**DATASET CONTENT:**
________________

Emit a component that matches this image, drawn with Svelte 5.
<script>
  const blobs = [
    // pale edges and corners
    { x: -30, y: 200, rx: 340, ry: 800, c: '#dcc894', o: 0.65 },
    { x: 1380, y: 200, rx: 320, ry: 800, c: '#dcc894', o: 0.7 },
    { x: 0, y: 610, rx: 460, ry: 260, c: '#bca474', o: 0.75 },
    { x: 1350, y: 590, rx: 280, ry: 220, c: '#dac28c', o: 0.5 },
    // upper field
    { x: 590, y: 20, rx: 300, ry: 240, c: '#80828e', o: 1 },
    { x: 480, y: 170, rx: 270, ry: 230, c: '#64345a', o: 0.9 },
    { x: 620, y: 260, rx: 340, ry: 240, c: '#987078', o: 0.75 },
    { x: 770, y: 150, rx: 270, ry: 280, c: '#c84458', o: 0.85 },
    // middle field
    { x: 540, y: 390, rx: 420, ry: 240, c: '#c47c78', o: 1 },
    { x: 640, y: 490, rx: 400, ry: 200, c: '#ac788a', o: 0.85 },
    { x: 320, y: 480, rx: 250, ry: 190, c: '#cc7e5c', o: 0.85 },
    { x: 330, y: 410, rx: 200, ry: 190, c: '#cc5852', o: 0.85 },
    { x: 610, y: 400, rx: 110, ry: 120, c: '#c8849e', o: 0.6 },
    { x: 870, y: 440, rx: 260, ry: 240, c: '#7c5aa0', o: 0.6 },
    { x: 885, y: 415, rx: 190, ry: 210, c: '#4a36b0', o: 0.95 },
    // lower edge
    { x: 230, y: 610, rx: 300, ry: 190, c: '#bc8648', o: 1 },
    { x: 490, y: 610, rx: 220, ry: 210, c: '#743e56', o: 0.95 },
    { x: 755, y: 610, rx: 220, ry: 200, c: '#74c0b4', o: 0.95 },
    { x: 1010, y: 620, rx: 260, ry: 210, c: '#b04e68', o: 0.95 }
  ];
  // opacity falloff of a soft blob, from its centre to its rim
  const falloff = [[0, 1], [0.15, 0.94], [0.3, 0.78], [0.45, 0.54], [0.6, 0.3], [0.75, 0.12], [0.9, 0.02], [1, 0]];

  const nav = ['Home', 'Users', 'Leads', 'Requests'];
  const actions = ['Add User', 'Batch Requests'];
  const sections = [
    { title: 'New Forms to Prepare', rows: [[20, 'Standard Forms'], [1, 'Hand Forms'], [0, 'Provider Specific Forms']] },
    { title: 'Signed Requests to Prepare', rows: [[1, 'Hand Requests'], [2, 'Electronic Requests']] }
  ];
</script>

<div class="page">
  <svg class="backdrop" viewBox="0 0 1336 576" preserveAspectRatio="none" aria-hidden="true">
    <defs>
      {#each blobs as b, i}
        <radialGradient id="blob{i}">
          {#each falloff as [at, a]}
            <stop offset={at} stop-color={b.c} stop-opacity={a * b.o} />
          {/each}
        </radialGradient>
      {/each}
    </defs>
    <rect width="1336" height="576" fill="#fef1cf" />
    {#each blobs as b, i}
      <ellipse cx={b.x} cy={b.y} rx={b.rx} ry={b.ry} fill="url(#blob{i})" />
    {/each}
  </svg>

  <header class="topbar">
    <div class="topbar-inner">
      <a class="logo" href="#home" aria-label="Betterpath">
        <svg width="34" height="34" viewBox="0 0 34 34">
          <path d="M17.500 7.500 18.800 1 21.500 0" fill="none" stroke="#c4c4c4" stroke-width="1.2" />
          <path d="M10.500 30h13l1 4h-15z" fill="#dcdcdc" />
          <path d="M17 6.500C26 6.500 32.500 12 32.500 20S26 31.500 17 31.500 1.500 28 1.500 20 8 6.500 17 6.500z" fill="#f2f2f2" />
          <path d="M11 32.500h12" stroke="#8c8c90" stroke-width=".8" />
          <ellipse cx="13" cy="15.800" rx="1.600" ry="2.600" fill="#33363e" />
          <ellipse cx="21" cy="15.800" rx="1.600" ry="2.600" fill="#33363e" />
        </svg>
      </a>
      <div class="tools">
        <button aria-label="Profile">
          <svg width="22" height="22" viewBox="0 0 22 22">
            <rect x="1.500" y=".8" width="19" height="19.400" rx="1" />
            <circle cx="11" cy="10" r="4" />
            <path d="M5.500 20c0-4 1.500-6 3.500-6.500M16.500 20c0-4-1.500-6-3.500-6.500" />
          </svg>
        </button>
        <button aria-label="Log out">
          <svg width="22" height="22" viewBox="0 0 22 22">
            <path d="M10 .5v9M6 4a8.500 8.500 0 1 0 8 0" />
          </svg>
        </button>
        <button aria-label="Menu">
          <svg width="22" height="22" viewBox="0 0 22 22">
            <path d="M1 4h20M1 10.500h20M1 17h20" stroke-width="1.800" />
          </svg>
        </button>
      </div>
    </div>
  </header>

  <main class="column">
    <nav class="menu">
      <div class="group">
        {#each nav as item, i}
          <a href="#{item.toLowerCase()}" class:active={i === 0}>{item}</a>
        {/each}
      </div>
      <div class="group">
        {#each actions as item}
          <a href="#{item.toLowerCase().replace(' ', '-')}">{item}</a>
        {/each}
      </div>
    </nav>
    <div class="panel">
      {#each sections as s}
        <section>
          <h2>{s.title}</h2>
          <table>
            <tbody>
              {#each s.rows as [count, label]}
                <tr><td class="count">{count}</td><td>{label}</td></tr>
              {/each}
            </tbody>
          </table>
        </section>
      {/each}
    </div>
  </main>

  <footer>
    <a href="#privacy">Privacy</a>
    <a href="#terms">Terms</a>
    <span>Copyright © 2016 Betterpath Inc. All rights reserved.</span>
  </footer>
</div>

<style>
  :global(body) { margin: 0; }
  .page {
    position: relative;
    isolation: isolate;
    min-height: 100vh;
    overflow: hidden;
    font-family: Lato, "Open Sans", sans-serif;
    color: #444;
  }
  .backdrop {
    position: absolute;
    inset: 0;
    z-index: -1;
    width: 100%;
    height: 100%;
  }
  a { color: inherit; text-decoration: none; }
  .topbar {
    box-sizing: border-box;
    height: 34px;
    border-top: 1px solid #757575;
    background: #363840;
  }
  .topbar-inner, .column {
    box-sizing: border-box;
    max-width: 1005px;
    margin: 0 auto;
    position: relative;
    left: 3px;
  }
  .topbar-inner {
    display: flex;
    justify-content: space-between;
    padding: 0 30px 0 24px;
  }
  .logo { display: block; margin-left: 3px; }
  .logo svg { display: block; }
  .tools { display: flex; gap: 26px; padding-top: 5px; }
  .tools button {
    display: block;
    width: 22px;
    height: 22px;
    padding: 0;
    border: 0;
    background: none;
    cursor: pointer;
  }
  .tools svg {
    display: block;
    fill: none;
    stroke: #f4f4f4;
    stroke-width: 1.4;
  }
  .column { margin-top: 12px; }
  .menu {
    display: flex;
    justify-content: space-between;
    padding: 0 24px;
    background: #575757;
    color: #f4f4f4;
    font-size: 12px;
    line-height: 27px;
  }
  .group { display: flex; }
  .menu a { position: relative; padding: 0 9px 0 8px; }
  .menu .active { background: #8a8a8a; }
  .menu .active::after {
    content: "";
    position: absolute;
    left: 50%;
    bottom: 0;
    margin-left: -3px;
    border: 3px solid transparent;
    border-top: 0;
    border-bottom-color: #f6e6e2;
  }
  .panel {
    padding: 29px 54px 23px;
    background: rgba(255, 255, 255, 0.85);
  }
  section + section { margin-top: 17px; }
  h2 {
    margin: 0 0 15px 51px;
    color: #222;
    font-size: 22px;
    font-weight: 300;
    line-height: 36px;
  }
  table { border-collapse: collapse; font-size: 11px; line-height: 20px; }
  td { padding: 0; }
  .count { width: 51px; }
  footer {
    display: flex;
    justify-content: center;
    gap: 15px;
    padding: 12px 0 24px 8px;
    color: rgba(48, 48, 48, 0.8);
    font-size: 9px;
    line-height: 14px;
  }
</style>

________________

Return nothing but the lines from the start of the listing above through the line containing "0.02], [1, 0]];", exactly as given.

**ANSWER TO THIS EXERCISE:**
Emit a component that matches this image, drawn with Svelte 5.
<script>
  const blobs = [
    // pale edges and corners
    { x: -30, y: 200, rx: 340, ry: 800, c: '#dcc894', o: 0.65 },
    { x: 1380, y: 200, rx: 320, ry: 800, c: '#dcc894', o: 0.7 },
    { x: 0, y: 610, rx: 460, ry: 260, c: '#bca474', o: 0.75 },
    { x: 1350, y: 590, rx: 280, ry: 220, c: '#dac28c', o: 0.5 },
    // upper field
    { x: 590, y: 20, rx: 300, ry: 240, c: '#80828e', o: 1 },
    { x: 480, y: 170, rx: 270, ry: 230, c: '#64345a', o: 0.9 },
    { x: 620, y: 260, rx: 340, ry: 240, c: '#987078', o: 0.75 },
    { x: 770, y: 150, rx: 270, ry: 280, c: '#c84458', o: 0.85 },
    // middle field
    { x: 540, y: 390, rx: 420, ry: 240, c: '#c47c78', o: 1 },
    { x: 640, y: 490, rx: 400, ry: 200, c: '#ac788a', o: 0.85 },
    { x: 320, y: 480, rx: 250, ry: 190, c: '#cc7e5c', o: 0.85 },
    { x: 330, y: 410, rx: 200, ry: 190, c: '#cc5852', o: 0.85 },
    { x: 610, y: 400, rx: 110, ry: 120, c: '#c8849e', o: 0.6 },
    { x: 870, y: 440, rx: 260, ry: 240, c: '#7c5aa0', o: 0.6 },
    { x: 885, y: 415, rx: 190, ry: 210, c: '#4a36b0', o: 0.95 },
    // lower edge
    { x: 230, y: 610, rx: 300, ry: 190, c: '#bc8648', o: 1 },
    { x: 490, y: 610, rx: 220, ry: 210, c: '#743e56', o: 0.95 },
    { x: 755, y: 610, rx: 220, ry: 200, c: '#74c0b4', o: 0.95 },
    { x: 1010, y: 620, rx: 260, ry: 210, c: '#b04e68', o: 0.95 }
  ];
  // opacity falloff of a soft blob, from its centre to its rim
  const falloff = [[0, 1], [0.15, 0.94], [0.3, 0.78], [0.45, 0.54], [0.6, 0.3], [0.75, 0.12], [0.9, 0.02], [1, 0]];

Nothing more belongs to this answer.